I converted a CUDA code to DPC++ with the DPCT tool, and I am trying to run this on an FPGA on the DevCloud. I am first trying to test functionality with the FPGA emulator, but I am getting an invalid binary error error shown here:
u40772@s001-n088:~/cmt-fpga/pca$ dpcpp -fintelfpga CMT-bone-pca.dp.cpp -DFPGA_EMULATOR=1 -o cmt.out
TBB Warning: The number of workers is currently limited to 23. The request for 31 workers is ignored. Further requests for more workers will be silently ignored until the limit changes.
HOST MESSAGE : Memory Allocation took, 0.00456611 seconds
Max work group size: 4100
Native API failed. Native API returns: -42 (CL_INVALID_BINARY) -42 (CL_INVALID_BINARY)Exception caught at file:CMT-bone-pca.dp.cpp, line:650
As shown, the FPGA compile for emulator completes without error or warning, but execution of the output gives an invalid binary error that was caught in the code block that should call the accelerator device.
The only thing I could find with this specific error is here: https://community.intel.com/t5/Intel-High-Level-Design/CL-INVALID-BINARY-when-running-fast-recompile... which suggests that it is related to the hardware target for compilation not matching up with available resources. However, since I am targeting the FPGA emulator, I would think just the CPU device would be necessary, although I am trying this on an Arria 10 node, so that should be available too.
Any suggestions? Thanks
I have attached the original CUDA as well as the converted DPC++ code. (sorry for the messiness)
I am wondering if the dpct::get_current_device() is finding the Arria 10 FPGA rather than the FPGA emulator during compilation. However, I haven't been able to find great documentation on the priority of this function. The compilation actually failed when I tried it off the FPGA node, so maybe this makes sense, but I would think the compilation would take significantly longer if it was targeting a physical FPGA.
Please let me know if you have any suggestions, thanks!
Oops... guess I forgot the -r. I have reattached the files.
In general though, this appears to be some kind of error with the requested vs available devices. Is there any documentation on the oneAPI get_current_device() function? I have not been able to find much that goes into its selection priority.
Thanks for the reproducer, we are working on your issue.
>>Is there any documentation on the oneAPI get_current_device() function?
Please refer to the below link for the documentation DPCT.
Have a Good day!
Thanks & Regards
Yes, I have seen that guide already, unfortunately it is not very informative.

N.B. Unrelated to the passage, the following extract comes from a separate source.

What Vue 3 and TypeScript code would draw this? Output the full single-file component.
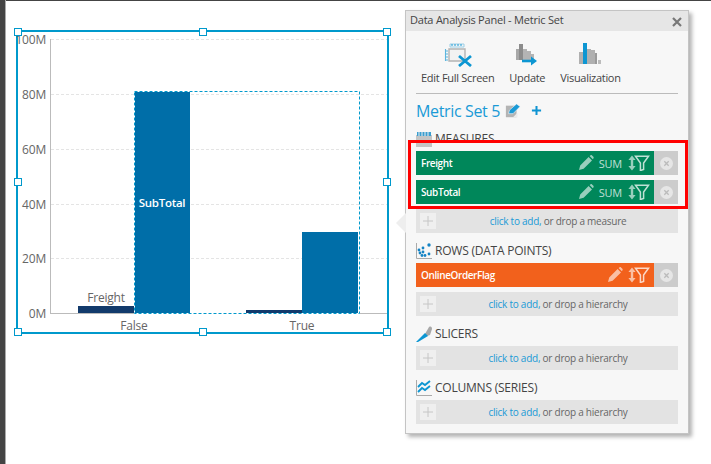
<script setup lang="ts">
interface Field { name: string; color: string; sum: boolean }
interface Section { title: string; icon: string; fields: Field[]; drop: string }

const sections: Section[] = [
  {
    title: 'MEASURES',
    icon: 'measures',
    drop: 'measure',
    fields: [
      { name: 'Freight', color: 'green', sum: true },
      { name: 'SubTotal', color: 'green', sum: true },
    ],
  },
  {
    title: 'ROWS (DATA POINTS)',
    icon: 'rows',
    drop: 'hierarchy',
    fields: [{ name: 'OnlineOrderFlag', color: 'orange', sum: false }],
  },
  { title: 'SLICERS', icon: 'slicers', drop: 'hierarchy', fields: [] },
  { title: 'COLUMNS (SERIES)', icon: 'columns', drop: 'hierarchy', fields: [] },
]

const grid = [
  { y: 39, label: '100M' },
  { y: 94, label: '80M' },
  { y: 149, label: '60M' },
  { y: 204, label: '40M' },
  { y: 258, label: '20M' },
  { y: 313, label: '0M' },
]

const handles = [
  [0, 0], [50, 0], [100, 0],
  [0, 50], [100, 50],
  [0, 100], [50, 100], [100, 100],
]
</script>

<template>
  <div class="page">
    <div class="strip"></div>
    <div class="canvas">
      <div class="selection">
        <svg class="chart" viewBox="18 32 369 300" width="369" height="300">
          <line v-for="g in grid.slice(0, 5)" :key="g.y" x1="51" :x2="387" :y1="g.y + 0.5" :y2="g.y + 0.5" class="gridline" />
          <line x1="50.5" x2="50.5" y1="39" y2="314" class="axis" />
          <line x1="50" x2="387" y1="313.5" y2="313.5" class="axis" />
          <text v-for="g in grid" :key="g.label" x="46" :y="g.y + 4.5" text-anchor="end" class="tick">{{ g.label }}</text>
          <rect x="78" y="306" width="56" height="7" fill="#123a6b" />
          <rect x="135" y="92" width="55" height="221" fill="#006ea8" />
          <rect x="246" y="310" width="56" height="3" fill="#123a6b" />
          <rect x="302" y="232" width="56" height="81" fill="#006ea8" />
          <rect x="134.5" y="91.5" width="225" height="222" class="dash-under" />
          <rect x="134.5" y="91.5" width="225" height="222" class="dash-over" />
          <text x="106" y="302" text-anchor="middle" class="tick">Freight</text>
          <text x="162" y="207" text-anchor="middle" class="inside">SubTotal</text>
          <text x="134" y="330" text-anchor="middle" class="tick">False</text>
          <text x="302" y="330" text-anchor="middle" class="tick">True</text>
        </svg>
        <span
          v-for="h in handles"
          :key="h.join('-')"
          class="handle"
          :style="{ left: h[0] + '%', top: h[1] + '%' }"
        ></span>
      </div>

      <aside class="panel">
        <span class="pointer"></span>
        <header class="panel-head">
          <span>Data Analysis Panel - Metric Set</span>
          <svg class="close" viewBox="0 0 10 10" width="10" height="10">
            <path d="M1 1 9 9M9 1 1 9" stroke="#777" stroke-width="2.2" fill="none" />
          </svg>
        </header>
        <div class="panel-body">
          <nav class="toolbar">
            <div class="tool">
              <svg viewBox="0 0 28 24" width="28" height="24">
                <path d="M6 1h14v3H6z" fill="none" stroke="#9ccfe6" stroke-width="1" />
                <path d="M8 1v2M11 1v2M14 1v2M17 1v2" stroke="#1a9ad6" stroke-width="1" />
                <path d="M5 6h16v12H5z" fill="#f2f2f2" stroke="#b4b4b4" stroke-width="1.4" />
                <path d="M1.5 6v12M1 8h3M1 11h3M1 14h3M1 17h3" stroke="#5cb5dd" stroke-width="1.1" fill="none" />
                <path d="M15 13l12 10M27 13 15 23" stroke="#0d96d2" stroke-width="2.8" />
              </svg>
              <span>Edit Full Screen</span>
            </div>
            <div class="tool">
              <svg viewBox="0 0 22 24" width="22" height="24">
                <path d="M0 6h3v11H0z" fill="#a8a8a8" />
                <path d="M3 1h4v16H3z" fill="#8c8c8c" />
                <path d="M7 6h4v11H7zM11 8h4v9h-4zM15 11h3v6h-3z" fill="#b4b4b4" />
                <path d="M6 18h12" stroke="#0d96d2" stroke-width="2.6" />
                <path d="M15 13.5 21 18l-6 4.5z" fill="#0d96d2" />
              </svg>
              <span>Update</span>
            </div>
            <div class="tool">
              <svg viewBox="0 0 24 24" width="24" height="24">
                <path d="M1 9h4v12H1z" fill="#b0b0b0" />
                <path d="M5 0h4v21H5z" fill="#0d96d2" />
                <path d="M9 6h4v15H9zM13 7h4v14h-4z" fill="#b0b0b0" />
                <path d="M17 10h2v11h-2z" fill="#9a9a9a" />
                <path d="M20 17h3v4h-3z" fill="#bcbcbc" />
              </svg>
              <span>Visualization</span>
            </div>
          </nav>

          <div class="title">
            <span>Metric Set 5</span>
            <svg viewBox="0 0 18 18" width="16" height="16">
              <path d="M1 3h12v13H1z" fill="#b4b4b4" />
              <path d="M9 16l5-5v5z" fill="#ececec" />
              <path d="M4 12l1-4 8-7 4 3-8 8z" fill="#1a9ad6" stroke="#f7f7f7" stroke-width=".7" />
            </svg>
            <svg class="plus" viewBox="0 0 12 12" width="11" height="11">
              <path d="M6 1v10M1 6h10" stroke="#0f94d2" stroke-width="2.2" />
            </svg>
          </div>

          <section v-for="s in sections" :key="s.title" class="section">
            <h3 class="heading">
              <svg viewBox="0 0 16 16" width="16" height="16">
                <template v-if="s.icon === 'measures'">
                  <path d="M0 4h16v12H0z" fill="#c4c4c4" />
                  <path d="M1 1h14v4H1z" fill="#3a9ed0" />
                  <path d="M3 1v4M6 1v4M9 1v4M12 1v4" stroke="#f0f0f0" stroke-width="1" />
                </template>
                <template v-else-if="s.icon === 'rows'">
                  <path d="M.5 0v15.5H16" stroke="#aaa" fill="none" />
                  <g fill="#1583c4">
                    <circle cx="3" cy="7" r="1.4" /><circle cx="7" cy="5" r="1.4" /><circle cx="13" cy="2" r="1.7" />
                    <circle cx="4" cy="10" r="1.4" /><circle cx="7" cy="9" r="1.4" /><circle cx="6" cy="12.5" r="1.4" />
                    <circle cx="9" cy="12.5" r="1.4" /><circle cx="13" cy="11" r="1.4" />
                  </g>
                </template>
                <template v-else-if="s.icon === 'slicers'">
                  <path d="M9 8 13 1c2-1 3 0 3 2l-2 6-3 1z" fill="#a8a8a8" />
                  <path d="M0 16 9 7l3 3-5 3-5 3z" fill="#0d96d2" />
                </template>
                <template v-else>
                  <path d="M.5 0v15.5H16" stroke="#aaa" fill="none" />
                  <path d="M2 7l4-4 3 2 5-4M2 12l4-4 3 2 5-4" stroke="#0d96d2" stroke-width="1.9" fill="none" />
                </template>
              </svg>
              <span class="heading-text">{{ s.title }}</span>
            </h3>
            <div v-for="f in s.fields" :key="f.name" class="field">
              <div class="field-main" :class="f.color">
                <span class="field-name">{{ f.name }}</span>
                <svg class="pencil" viewBox="0 0 16 16" width="16" height="16">
                  <path d="M1 15l1.2-4.6L10.6 2l3.4 3.4-8.4 8.4zM11.6 1l.8-.6c.6-.4 1-.4 1.6 0l1.4 1.4c.4.6.4 1 0 1.6l-.6.8z" />
                </svg>
                <span v-if="f.sum" class="sum">SUM</span>
                <svg class="sort" viewBox="0 0 22 16" width="22" height="16">
                  <path d="M4 .5 7.6 5H5.2v6h2.4L4 15.5.4 11h2.4V5H.4z" />
                  <path d="M7.5 1.2h13L15.6 8v6.5l-3.2 1V8z" fill="none" class="funnel" />
                </svg>
              </div>
              <div class="field-remove">
                <svg viewBox="0 0 12 12" width="13" height="13">
                  <circle cx="6" cy="6" r="6" fill="#e6e6e6" />
                  <path d="M4 4l4 4M8 4 4 8" stroke="#bbb" stroke-width="1.2" />
                </svg>
              </div>
            </div>
            <div class="drop">
              <span class="drop-plus">
                <svg viewBox="0 0 10 10" width="10" height="10">
                  <path d="M5 0v10M0 5h10" stroke="#c6c6c6" stroke-width="1" />
                </svg>
              </span>
              <span class="drop-text"><span class="link">click to add,</span> or drop a {{ s.drop }}</span>
            </div>
          </section>
        </div>
        <div class="highlight"></div>
      </aside>
    </div>
  </div>
</template>

<style>
html, body { margin: 0; background: #fff; }
</style>

<style scoped>
.page {
  width: 711px;
  height: 464px;
  display: flex;
  overflow: hidden;
  background: #fff;
  font-family: "Open Sans", "Noto Sans", sans-serif;
}
.strip {
  width: 5px;
  flex: none;
  background: #444;
  border-right: 1px solid #aaa;
}
.canvas {
  position: relative;
  flex: 1;
  border-top: 1px solid #444;
}
.selection {
  position: absolute;
  left: 10px;
  top: 29px;
  width: 369px;
  height: 300px;
  border: 2px solid #0099cc;
}
.chart { display: block; overflow: visible; }
.gridline { stroke: #e4e4e4; stroke-dasharray: 3 2; }
.axis { stroke: #bbb; }
.tick { font-size: 12px; letter-spacing: -.2px; fill: #666; }
.inside { font-size: 11.5px; font-weight: 600; letter-spacing: -.3px; fill: #fff; }
.dash-under { fill: none; stroke: #fff; }
.dash-over { fill: none; stroke: #0099cc; stroke-dasharray: 3 2; }
.handle {
  position: absolute;
  box-sizing: border-box;
  width: 8px;
  height: 8px;
  margin: -4px 0 0 -4px;
  background: #fff;
  border: 1px solid #0099cc;
}
.panel {
  position: absolute;
  left: 399px;
  top: 9px;
  width: 282px;
  height: 422px;
  background: #f7f7f7;
  border: 1px solid #c4c4c4;
  box-shadow: 3px 3px 4px rgba(0, 0, 0, .3);
  color: #444;
}
.pointer {
  position: absolute;
  left: -10px;
  top: 202px;
  width: 0;
  height: 0;
  border: solid transparent;
  border-width: 10px 10px 10px 0;
  border-right-color: #eee;
}
.panel-head {
  box-sizing: border-box;
  height: 20px;
  padding: 0 6px 3px 4px;
  display: flex;
  align-items: center;
  justify-content: space-between;
  background: #e6e6e6;
  font-size: 11px;
  letter-spacing: -.22px;
  color: #444;
}
.close { margin-top: 5px; }
.panel-body { padding: 0 10px; }
.toolbar {
  display: flex;
  gap: 15px;
  padding: 12px 5px 8px;
  border-bottom: 1px solid #bbb;
}
.tool {
  display: flex;
  flex-direction: column;
  align-items: center;
  gap: 4px;
  font-size: 11px;
  line-height: 14px;
  letter-spacing: -.3px;
  color: #444;
}
.title {
  display: flex;
  align-items: center;
  gap: 5px;
  height: 21px;
  margin-top: 6px;
  font-size: 16px;
  letter-spacing: -.35px;
  color: #1a9ad6;
}
.plus { margin-left: 5px; }
.heading {
  box-sizing: border-box;
  height: 30px;
  margin: 0;
  padding: 10px 0 4px;
  display: flex;
  align-items: center;
  gap: 3px;
  font-size: 12px;
  font-weight: 400;
  letter-spacing: -.22px;
  color: #444;
}
.heading-text { margin-bottom: 2px; }
.field {
  display: flex;
  height: 24px;
  margin-bottom: 5px;
}
.field-main {
  flex: 1;
  display: flex;
  align-items: center;
  padding: 0 4px 0 5px;
  color: #fff;
}
.field-main.green { background: #00875a; }
.field-main.orange { background: #f2611c; }
.field-name { flex: 1; font-size: 10px; font-weight: 600; letter-spacing: -.4px; margin-bottom: 1px; }
.pencil, .sort { fill: rgba(255, 255, 255, .6); }
.pencil { margin-right: 5px; }
.sum { font-size: 11px; letter-spacing: -.2px; color: rgba(255, 255, 255, .75); margin-right: 6px; }
.funnel { stroke: rgba(255, 255, 255, .75); stroke-width: 1.5; }
.field-remove {
  width: 24px;
  display: flex;
  align-items: center;
  justify-content: center;
  background: #ccc;
}
.drop {
  height: 24px;
  padding: 0 4px;
  display: flex;
  align-items: center;
  background: #e3e3e3;
  font-size: 10px;
  letter-spacing: -.25px;
  color: #666;
}
.drop-plus {
  width: 16px;
  height: 16px;
  display: flex;
  align-items: center;
  justify-content: center;
  background: #efefef;
}
.drop-text { flex: 1; text-align: center; padding-left: 6px; }
.link { color: #1a9ad6; }
.highlight {
  position: absolute;
  left: 2px;
  top: 129px;
  width: 274px;
  height: 63px;
  border: 3px solid #f00;
  pointer-events: none;
}
</style>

I see that by default, the converted code uses the dpct::get_current_device() function in order to select its target, but there is no explanation as to how that function prioritizes its choice when there are potentially multiple different targets (e.g., CPU, FPGA, FPGA emulator). I also see that the dev_mgr can change the current device using select_device(), but there is no explanation on how to actually use this function.
Further documentation on how to properly select FPGA and FPGA emulator target devices with DPC++ would be much appreciated. Or if this invalid binary error has nothing to do with device selection that would be good to know. Thanks!